= List of Google Play edition devices =

The Google Play edition devices (GPE) was a series of consumer mobile devices sanctioned by Google that run the Android operating system. Unlike the standard versions of Android on these devices, which have received "skins" from the original equipment manufacturer, such as Samsung One UI or HTC Sense, they ran a "stock" version of Android, without any manufacturer or wireless carrier modifications, making them essentially like Google Nexus and Google Pixel devices in terms of software but they did not carry the Google Nexus branding, nor did their hardware differ from that of the original devices upon which the Play editions are based. Because of this, the software included slight, under-the-hood changes to function on the original manufacturer's hardware.

These devices are carrier unlocked and GSM-based, and have been offered exclusively through Google's Play Store. Updates for these devices were delivered by Google (bypassing carriers), but were supplied by the original device manufacturer.
Although the updates were not supplied directly by Google, as is the case with the products from the Nexus line, these devices receive Android updates at nearly the same time as Nexus products.

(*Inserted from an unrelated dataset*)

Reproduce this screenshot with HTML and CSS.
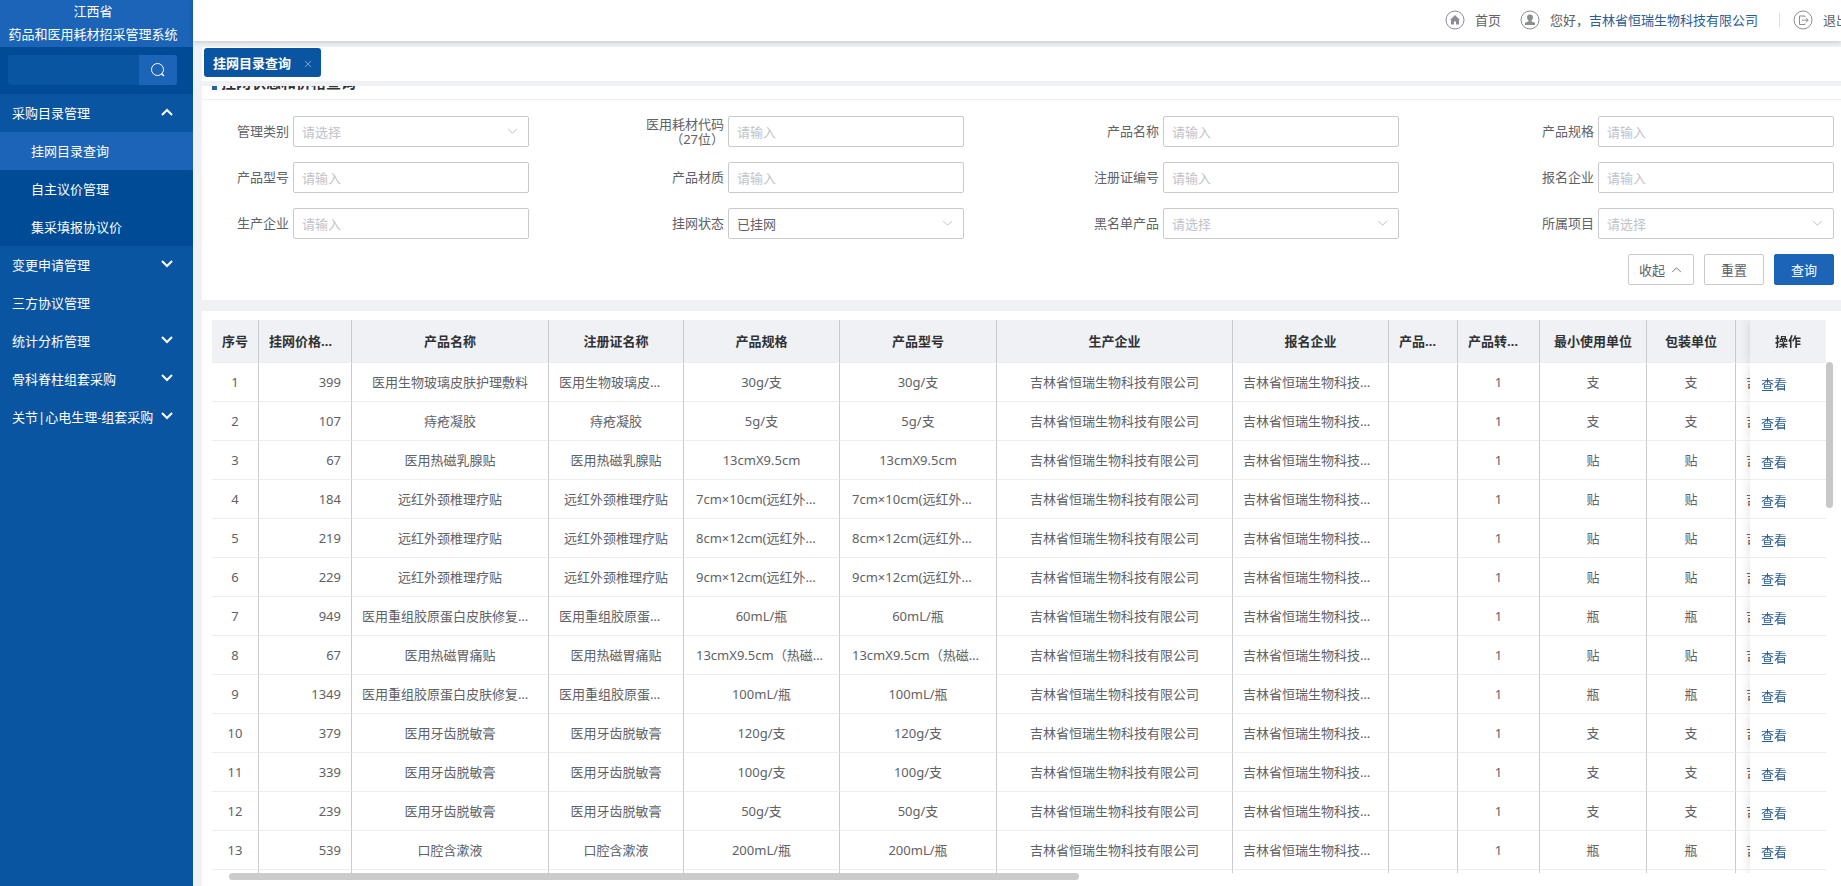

In January 2015, Google stopped selling their final Google Play edition phone. While Google never officially announced the end of the program, it has been superseded by the similar Android One program. As of 2019, manufacturers of Android One devices include Xiaomi, HMD Global (Nokia) and Lenovo (Motorola).

== Phones ==
- Samsung Galaxy S4 – At the Google I/O 2013 keynote, it was announced that a special edition of the Samsung Galaxy S4 would be released in the United States through Google Play on June 26, 2013. Unlike normal versions of the S4 (which ship with Samsung's TouchWiz interface and software), the phone will ship with a stock build of Android 4.2.2 with Google-supplied updates, similarly to Nexus devices. The price of the Google Edition is $649, and sold exclusively through the Google Play Store. On August 5, 2014 the device was retired.
- HTC One – On May 30, 2013, HTC announced that a similar version of the HTC One with stock Android in place of HTC Sense would be released on the same day. The price of the Google Edition is $599, and sold exclusively through the Google Play Store. On March 26, 2014 the price was dropped $100 to $499 and eventually retired on May 19, 2014
- Sony Xperia Z Ultra – On December 10, 2013 a Google Play edition of Sony Xperia Z Ultra phone was announced, dropping the Xperia branding, priced at $649, and sold exclusively through the Google Play Store. On April 29, 2014 the price was dropped $200 to $449, before being retired in July 2014.
- Motorola Moto G – On January 14, 2014 Google announced and released a Google Edition of the widely popular Motorola Moto G. At the same price as the normal Motorola Moto G ($179 for 8 GB and $199 for 16 GB) however it receives updates from Google and not Motorola. The phone was retired in January 2015.
- HTC One M8 – On March 25, 2014, the same day HTC announced the HTC One M8, they announced that their new flagship phone would also become available with a Google Play edition. Later that afternoon the listing went live on Google Play at a price tag of $699. In January 2015, the One M8, the last remaining Google Play edition device, was removed from the Google Play website.

== Tablet ==
- LG G Pad 8.3 – On December 10, 2013 a Google Play edition of this tablet was announced, priced at $350, and sold exclusively through the Google Play Store.